Steps are taken to prevent that. First, State Line loads the used no-bake sand into a device that goes by a few names – lump breaker, shaker or attrition mill.

“The shaker vibrates and the grains hit each other and break down,” says Grant Wightman, plant manager for Winnebago Foundry. “It breaks the sand down to a regular grain size from a big, condensed shape.”

The broken-down, no-bake sand is deposited in a giant storage bin and later thermally reclaimed and stripped of its residual resin, Wightman explains. About 90 percent of the no-bake sand is reused.

Used green sand is kept separate from its no-bake counterpart. About 95 percent of green sand is recycled. “It just needs to be refreshed by adding clay and water,” Wightman clarifies.

The volume of materials saved is impressive. When creating green-sand molds, only about 5 percent of the sand is new. With no-bake molds, only about 10 percent.

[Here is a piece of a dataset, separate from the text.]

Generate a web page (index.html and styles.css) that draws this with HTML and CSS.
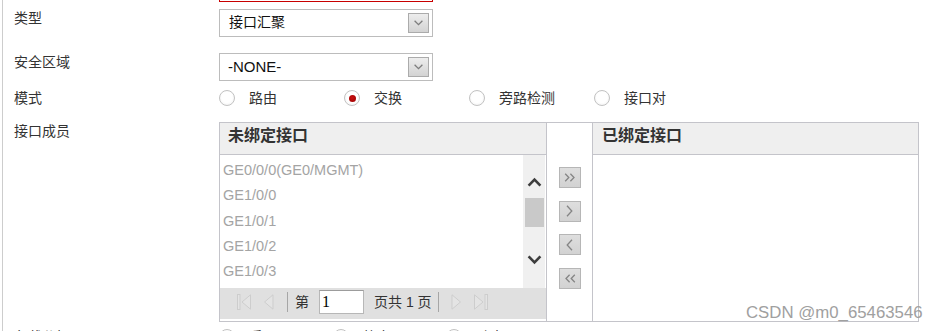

The savings add up quickly. “We went from getting six to eight truckloads of sand per week to two,” Wightman offers. That means natural resources are preserved – and pressure on landfills reduced.

Despite these processes, the foundries generate waste sand. “You can only use grains for so long before they break down to unusable, fine material,” Milks states.

But even the fine material is repurposed. “The waste sand is hauled away and used for beneficial reuse projects, such as fill material for abandoned quarries,” Milks details.

State Lines’ recycling efforts have come a long ways in a few years, in great part due to investing in new equipment. “Right now, the mix when making new molds is 90 percent old sand and 10 percent new,” Milks asserts. “Five years ago, it was about 50-50.”

Iron recycling

Metallic recycling has increased greatly in recent years. The efforts start with scrap materials created during the casting process.

“When we pour iron into the mold, there are iron gates and risers and runners, which you don’t sell to customers,” Milks says. “We cut those off and melt them and re-use them in the next batch. We’re doing that over and over every day.”

There is a small amount of iron left behind in the ladle after the pouring is complete. It is emptied into a mold that is designed for easy dumping and then reused.

Like the sand, the iron recycling results in eye-popping preservation. “We can produce a thousand-pound pour with only 400 pounds of new material,” Wightman declares.  

State Line further advances sustainability by bringing in scrap steel from outside sources. That includes steel punchings from auto OEMs, sectioned railroad rails and copper wire chops. “We’re taking someone else’s waste and reusing it,” Milks explains.

Energy conservation

Energy consumption has been reduced through the purchase of new equipment, including air compressors, overhead cranes, furnaces, and LED lighting. “They’re the latest and the greatest and the most efficient,” Milks asserts.

The foundry also found a more efficient process regarding furnace linings.

“The linings are made of a ceramic material, which only lasts so long,” Milks emphasizes. State Line began purchasing higher-end linings that last nearly twice as long. That cuts the required ceramic material, and subsequent waste, in half.

Because furnaces must be heated to affix the new linings, the longer replacement schedule also cuts that energy consumption and emissions in half.

Water. State Line uses a closed-loop system to keep furnace coils cooled, drastically reducing the volume of water needed.

Safety. “Safety is always top of mind, whether talking about protective equipment or the operation itself,” Milks avows. 

Recent safety efforts include investing in a new crane system that eliminates loading furnaces by hand. Additional guarding and railings have also been installed.

Last year, there were no lost-time accidents at either foundry,” Milks states – a statistic he’s clearly very proud of.

Proud of products and processes

The results add up, whether talking about tons of sand or steel saved, or days without time lost to an accident.

“The efforts make a big difference when you look at the numbers,” Milks affirms. “We’re proud of the castings we produce. We’ll stack our products against anyone.”

But it’s more than that. “We’re proud of the way we do it, too,” he concludes.